As a sales manager, if you were to track your sales team for a year and accurately and painstakingly record each task your sales team engages in at every moment of every day (it’s not possible, but let’s imagine it is), you’d probably find that your sales personnel spend about 80 percent of their time doing tasks that don’t lead directly to sales. Whether it’s paperwork, training, data entry, phone calls to answering machines or “busywork,” it’s time-killing administrative work that generally leads nowhere.


At the same time, if you were to figure out the value of each contact your sales team makes, and even each sale, you’d probably find that about 80 percent of your sales are going to 20 percent of your prospects and customers. The 80/20 rule reverberates throughout life. Pareto’s Principle or Pareto’s Law, as it’s sometimes called, was originally formulated to reflect income inequality (20 percent of the population controlling 80 percent of the wealth), but it’s an accurate measure for many business processes, as well, according to a recent blog post by sales professional Jonathan Farrington.

“Project managers know that 20 percent of the work (the first 10 percent and the last 10 percent) consume 80 percent of your time and resources,” he wrote. “You can apply the 80/20 Rule to almost anything, from the science of management to the physical world. You know 20 percent of your stock takes up 80 percent of your warehouse space and that 80 percent of your stock comes from 20 percent of your suppliers. Also 80 percent of your sales will come from 20 percent of your sales staff. Twenty percent of your staff will cause 80 percent of your problems, but another 20 percent of your staff will provide 80 percent of your production.”

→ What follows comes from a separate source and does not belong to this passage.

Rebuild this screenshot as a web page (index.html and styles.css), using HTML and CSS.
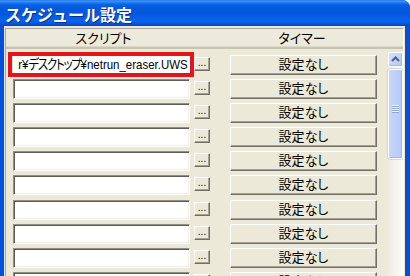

Identifying the all-important 20 percent is critical, but it’s a mistake to focus all efforts on 20 percent of your sales team. Sales professionals sometimes call the practice “Superstar Management,” or focusing most of their time and effort on the salespeople who do the lion’s share of selling. Farrington says it’s a mistake.

“The theory is flawed because it overlooks the fact that 80 percent of your time should be spent doing what is really important – helping the good become better is a better use of your time than helping the great become terrific,” he wrote.

Rather than ignoring most of your sales team, use Pareto’s Principle to identify the 80 percent of work your sales professionals are doing that don’t lead to sales. Are they spending all their time manually dialing telephone numbers or appointment setting on paper? Automate the process with a good telemarketing software solution. Do they have to engage in duplicate data entry? Streamline their desktop applications so they only have to log in once, and enter customer and prospect information once. Are they relying on paper scripts which can get confusing and lead to errors? Consider using logical script branching processes that help them remain responsive to customer questions and objections will still hitting all the main points.

With the help of technology and some business insight, sales managers can ensure that 80 percent of their sales team is contributing to more than 20 percent of sales.